Stocks Fluctuate Following Mixed US-China Trade Optimism – Europe Market Wrap
US stock futures fluctuated after back-to-back gains on Wall Street as investors scaled back their expectations of quick progress in the US-China trade dispute.
S&P 500 contracts were steady after sliding earlier as China maintained a defiant stance over tariffs imposed by the Trump administration. Stocks in Europe pared a decline. The dollar weakened as unpredictable White House policy moves boosted demand for the Swiss franc, the yen and gold as relative havens. Treasuries advanced.
On the earnings front, International Business Machines shares slumped 8% in US premarket trading after its results fell short of high market expectations. European traders were tackling a deluge of earnings, with Unilever Pic rising after its sales beat estimates. BNP Paribas slid as its profit declined.
Stocks are struggling to extend Wednesday’s global rally, which was spurred by signs President Donald Trump is rethinking the most aggressive elements of his stances on trade and the Federal Reserve. The market moves underscore how investors are grappling to keep up with pronouncements from officials in the administration and frequent back-and-forth by Trump on his tariffs.

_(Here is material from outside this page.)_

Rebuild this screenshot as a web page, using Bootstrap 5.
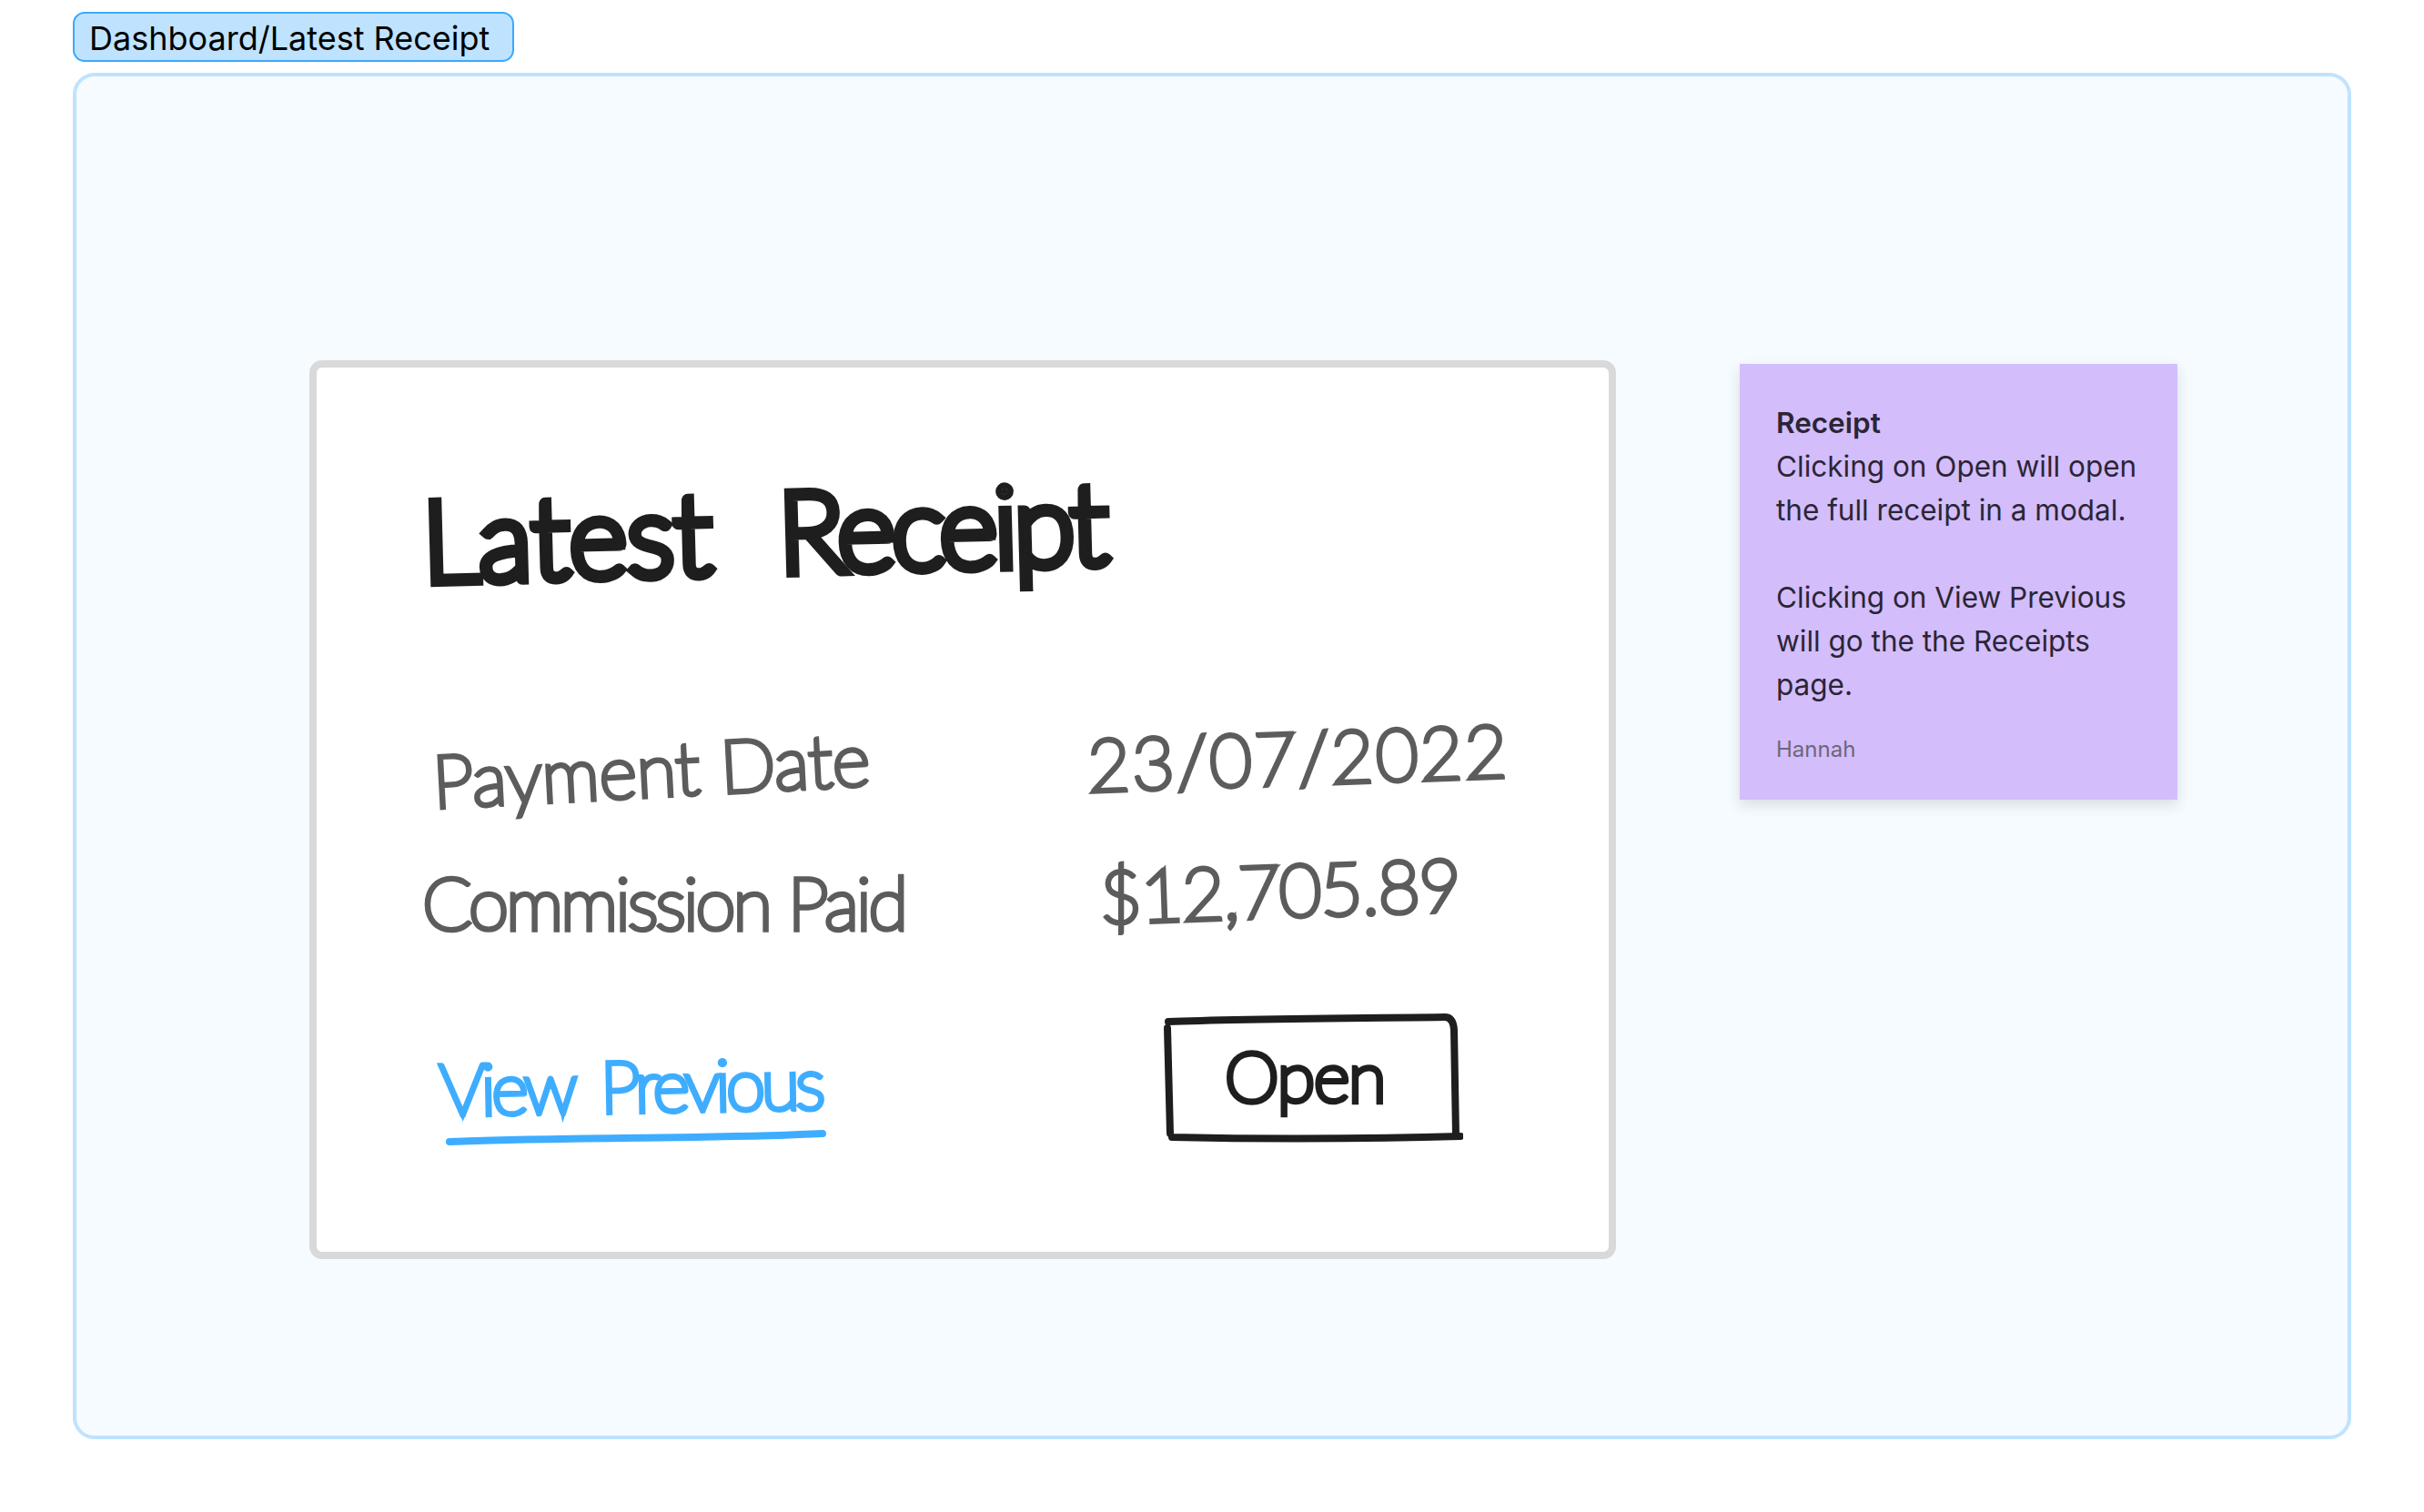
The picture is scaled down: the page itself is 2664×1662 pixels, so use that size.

Meanwhile, Deutsche Bank strategists slashed their year-end S&P 500 target by 12%, citing the blow to US companies from tariffs. While the new target of 6,150 points leaves 14% upside from Wednesday’s close, it means the index will only recover losses sustained since its February peak. Up until this change, the Deutsche Bank team had one of the most bullish views for the benchmark.
Trump signaled Wednesday that the US is going to have a fair deal with China, adding that the country may receive a new tariff rate in the next two to three weeks. Bessent tempered some of the optimism over that development, as he said the US was not looking to unilaterally lower tariffs and that a full trade deal could take two to three years.